Produce a word-for-word copy of the listing below without its pictures.
Begin
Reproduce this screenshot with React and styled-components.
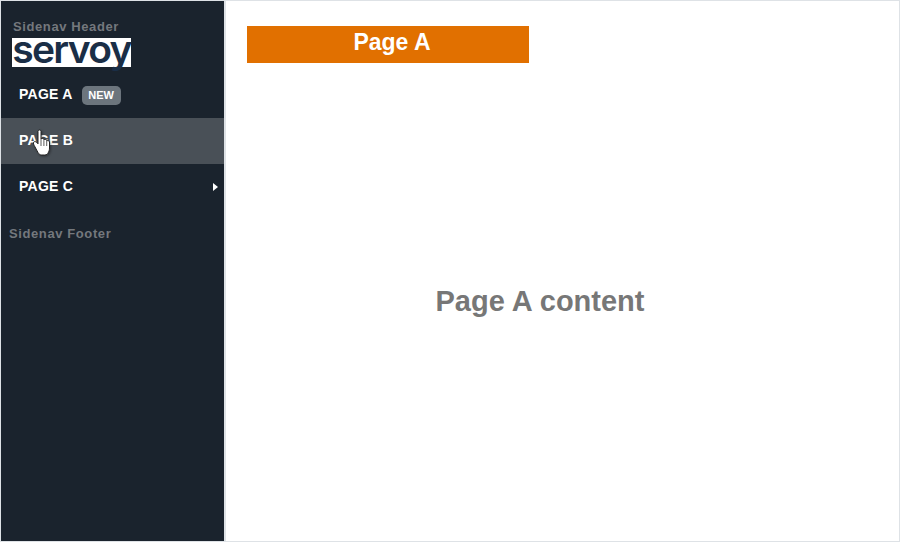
import React from 'react';
import styled, { createGlobalStyle } from 'styled-components';

const GlobalStyle = createGlobalStyle`
    html, body {
        margin: 0;
        padding: 0;
        background: #fff;
    }
    body {
        font-family: "Liberation Sans", Arial, sans-serif;
    }
`;

const Frame = styled.div`
    box-sizing: border-box;
    width: 900px;
    height: 542px;
    display: flex;
    border: 1px solid #dee2e6;
    background: #fff;
`;

const Sidenav = styled.aside`
    box-sizing: border-box;
    width: 225px;
    flex: none;
    display: flex;
    flex-direction: column;
    background: #1a232d;
    border-right: 2px solid #dee2e6;
`;

const SidenavHeader = styled.div`
    padding: 18px 0 0 12px;
    height: 71px;
    box-sizing: border-box;
`;

const SideLabel = styled.div`
    font-size: 13px;
    line-height: 14px;
    font-weight: bold;
    letter-spacing: 0.6px;
    color: #74787d;
`;

const HeaderLabel = styled(SideLabel)`
    line-height: 15px;
    margin-bottom: 4px;
`;

const Logo = styled.div`
    width: 119px;
    height: 29px;
    margin-left: -1px;
    background: #fff;
    text-align: center;
    white-space: nowrap;
    font-family: Inter, sans-serif;
    font-size: 39px;
    line-height: 21px;
    font-weight: 600;
    letter-spacing: -1.7px;
    color: #1a2e46;
`;

const Menu = styled.nav`
    display: flex;
    flex-direction: column;
`;

const MenuItem = styled.div`
    height: 46px;
    display: flex;
    align-items: center;
    position: relative;
    padding: 0 6px 0 18px;
    font-size: 14px;
    font-weight: bold;
    letter-spacing: 0.25px;
    color: #fff;
    background: ${(p) => (p.$active ? '#495057' : 'transparent')};
`;

const MenuText = styled.span`
    position: relative;
    top: -1px;
`;

const Badge = styled.span`
    margin-left: 9px;
    width: 39px;
    height: 19px;
    border-radius: 5px;
    background: #6c757d;
    display: flex;
    align-items: center;
    justify-content: center;
    font-size: 11px;
    font-weight: bold;
    letter-spacing: 0;
    color: #fff;
`;

const Caret = styled.span`
    margin-left: auto;
    width: 0;
    height: 0;
    border-style: solid;
    border-width: 4px 0 4px 5px;
    border-color: transparent transparent transparent #fff;
`;

const FooterLabel = styled(SideLabel)`
    margin: 17px 0 0 8px;
`;

const HandCursor = styled.svg`
    position: absolute;
    left: 32px;
    top: 11px;
    width: 18px;
    height: 27px;
    filter: drop-shadow(1px 1px 1px rgba(0, 0, 0, 0.35));
`;

const Main = styled.main`
    flex: 1;
    display: flex;
    flex-direction: column;
    padding: 25px 0 2px 21px;
    box-sizing: border-box;
    min-width: 0;
`;

const PageTitle = styled.div`
    width: 282px;
    height: 37px;
    box-sizing: border-box;
    padding-left: 8px;
    background: #e17000;
    color: #fff;
    font-size: 23px;
    font-weight: bold;
    line-height: 33px;
    text-align: center;
`;

const Content = styled.div`
    width: 586px;
    flex: 1;
    display: flex;
    align-items: center;
    justify-content: center;
    font-size: 29px;
    font-weight: bold;
    color: #777;
`;

export default function App() {
    return (
        <>
            <GlobalStyle />
            <Frame>
                <Sidenav>
                    <SidenavHeader>
                        <HeaderLabel>Sidenav Header</HeaderLabel>
                        <Logo>servoy</Logo>
                    </SidenavHeader>
                    <Menu>
                        <MenuItem>
                            <MenuText>PAGE A</MenuText>
                            <Badge>NEW</Badge>
                        </MenuItem>
                        <MenuItem $active>
                            <MenuText>PAGE B</MenuText>
                            <HandCursor viewBox="0 0 18 27">
                                <path
                                    d="M5 2.400c0-1.900 3-1.900 3 0v8c.3-1.300 2.600-1.300 2.900 0v.8c.3-1.100 2.600-1.100 2.800.2v.8c.4-1 2.500-.8 2.800.6v6.200c0 2.400-.7 3.500-1.300 4.700-.6 1.300-1.700 2.300-3.400 2.300h-3c-1.600 0-2.700-.8-3.600-2.100L1.200 16.400c-1.300-2-.8-3.600.3-3.800 1-.2 2.300.6 3.500 2.200z"
                                    fill="#fff"
                                    stroke="#222"
                                    strokeWidth="1"
                                    strokeLinejoin="round"
                                />
                                <path d="M8 11v6M10.900 11.500v5.500M13.700 12.400v4.600" stroke="#333" strokeWidth="0.8" fill="none" />
                            </HandCursor>
                        </MenuItem>
                        <MenuItem>
                            <MenuText>PAGE C</MenuText>
                            <Caret />
                        </MenuItem>
                    </Menu>
                    <FooterLabel>Sidenav Footer</FooterLabel>
                </Sidenav>
                <Main>
                    <PageTitle>Page A</PageTitle>
                    <Content>Page A content</Content>
                </Main>
            </Frame>
        </>
    );
}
End
## WRITTEN SOLUTION:
Reproduce this screenshot with React and styled-components.
import React from 'react';
import styled, { createGlobalStyle } from 'styled-components';

const GlobalStyle = createGlobalStyle`
    html, body {
        margin: 0;
        padding: 0;
        background: #fff;
    }
    body {
        font-family: "Liberation Sans", Arial, sans-serif;
    }
`;

const Frame = styled.div`
    box-sizing: border-box;
    width: 900px;
    height: 542px;
    display: flex;
    border: 1px solid #dee2e6;
    background: #fff;
`;

const Sidenav = styled.aside`
    box-sizing: border-box;
    width: 225px;
    flex: none;
    display: flex;
    flex-direction: column;
    background: #1a232d;
    border-right: 2px solid #dee2e6;
`;

const SidenavHeader = styled.div`
    padding: 18px 0 0 12px;
    height: 71px;
    box-sizing: border-box;
`;

const SideLabel = styled.div`
    font-size: 13px;
    line-height: 14px;
    font-weight: bold;
    letter-spacing: 0.6px;
    color: #74787d;
`;

const HeaderLabel = styled(SideLabel)`
    line-height: 15px;
    margin-bottom: 4px;
`;

const Logo = styled.div`
    width: 119px;
    height: 29px;
    margin-left: -1px;
    background: #fff;
    text-align: center;
    white-space: nowrap;
    font-family: Inter, sans-serif;
    font-size: 39px;
    line-height: 21px;
    font-weight: 600;
    letter-spacing: -1.7px;
    color: #1a2e46;
`;

const Menu = styled.nav`
    display: flex;
    flex-direction: column;
`;

const MenuItem = styled.div`
    height: 46px;
    display: flex;
    align-items: center;
    position: relative;
    padding: 0 6px 0 18px;
    font-size: 14px;
    font-weight: bold;
    letter-spacing: 0.25px;
    color: #fff;
    background: ${(p) => (p.$active ? '#495057' : 'transparent')};
`;

const MenuText = styled.span`
    position: relative;
    top: -1px;
`;

const Badge = styled.span`
    margin-left: 9px;
    width: 39px;
    height: 19px;
    border-radius: 5px;
    background: #6c757d;
    display: flex;
    align-items: center;
    justify-content: center;
    font-size: 11px;
    font-weight: bold;
    letter-spacing: 0;
    color: #fff;
`;

const Caret = styled.span`
    margin-left: auto;
    width: 0;
    height: 0;
    border-style: solid;
    border-width: 4px 0 4px 5px;
    border-color: transparent transparent transparent #fff;
`;

const FooterLabel = styled(SideLabel)`
    margin: 17px 0 0 8px;
`;

const HandCursor = styled.svg`
    position: absolute;
    left: 32px;
    top: 11px;
    width: 18px;
    height: 27px;
    filter: drop-shadow(1px 1px 1px rgba(0, 0, 0, 0.35));
`;

const Main = styled.main`
    flex: 1;
    display: flex;
    flex-direction: column;
    padding: 25px 0 2px 21px;
    box-sizing: border-box;
    min-width: 0;
`;

const PageTitle = styled.div`
    width: 282px;
    height: 37px;
    box-sizing: border-box;
    padding-left: 8px;
    background: #e17000;
    color: #fff;
    font-size: 23px;
    font-weight: bold;
    line-height: 33px;
    text-align: center;
`;

const Content = styled.div`
    width: 586px;
    flex: 1;
    display: flex;
    align-items: center;
    justify-content: center;
    font-size: 29px;
    font-weight: bold;
    color: #777;
`;

export default function App() {
    return (
        <>
            <GlobalStyle />
            <Frame>
                <Sidenav>
                    <SidenavHeader>
                        <HeaderLabel>Sidenav Header</HeaderLabel>
                        <Logo>servoy</Logo>
                    </SidenavHeader>
                    <Menu>
                        <MenuItem>
                            <MenuText>PAGE A</MenuText>
                            <Badge>NEW</Badge>
                        </MenuItem>
                        <MenuItem $active>
                            <MenuText>PAGE B</MenuText>
                            <HandCursor viewBox="0 0 18 27">
                                <path
                                    d="M5 2.400c0-1.900 3-1.900 3 0v8c.3-1.300 2.600-1.300 2.900 0v.8c.3-1.100 2.600-1.100 2.800.2v.8c.4-1 2.500-.8 2.800.6v6.200c0 2.400-.7 3.500-1.300 4.700-.6 1.300-1.700 2.300-3.400 2.300h-3c-1.600 0-2.700-.8-3.600-2.100L1.200 16.400c-1.300-2-.8-3.600.3-3.800 1-.2 2.300.6 3.500 2.200z"
                                    fill="#fff"
                                    stroke="#222"
                                    strokeWidth="1"
                                    strokeLinejoin="round"
                                />
                                <path d="M8 11v6M10.900 11.500v5.500M13.700 12.400v4.600" stroke="#333" strokeWidth="0.8" fill="none" />
                            </HandCursor>
                        </MenuItem>
                        <MenuItem>
                            <MenuText>PAGE C</MenuText>
                            <Caret />
                        </MenuItem>
                    </Menu>
                    <FooterLabel>Sidenav Footer</FooterLabel>
                </Sidenav>
                <Main>
                    <PageTitle>Page A</PageTitle>
                    <Content>Page A content</Content>
                </Main>
            </Frame>
        </>
    );
}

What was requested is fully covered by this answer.